Ambrogio
Milano, il balletto dei nomi per il nuovo sindaco
Davanti ad una metropoli che getta in faccia alla politica il risultato di autocompiacimenti e mancanze di visione critica che assume la forma emergenziale del rapporto tra redditi e costo della vita, apparirebbe quasi fuori luogo il dibattito sulle possibili candidature per la futura elezione del sindaco. Eppure, a ben vedere, c’è un senso che forse nemmeno chi si sta producendo nei primi tatticismi ha immaginato: perché proprio da come i partiti si preparano a presentarsi al voto si può intuire quanto davvero si stiano rendendo conto dell’urgenze di dare risposte concrete.
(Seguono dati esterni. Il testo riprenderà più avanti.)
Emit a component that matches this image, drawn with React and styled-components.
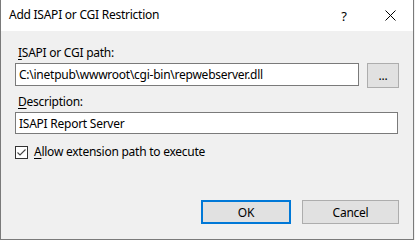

Se a emergere sono i giochi sugli equilibri interni agli schieramenti, le valutazioni di distribuzione di potere che rendano magari Milano merce di scambio da barattare con altre città, vuol dire che non si è capito nulla. Se a condizionare sono gli orgogli di identità, le marchiature ideologiche, vuol dire che si è capito ancora meno. Si dimostra di aver capito se si tiene presente che Milano non può aspettare un voto e non può nel frattempo rischiare di perdere velocità nel percorso che la deve vedere città innovatrice, attraente, visionari e solida al tempo stesso.
Se qualcuno comincia a fare nomi, non si può fingere che non significhi nulla, ma anche il rumor, perfino la provocazione deve tenere presente che non è lecito fare esercizi astratti, mentre è la stessa metropoli italiana che sta dettando l’agenda di qualsiasi campagna elettorale.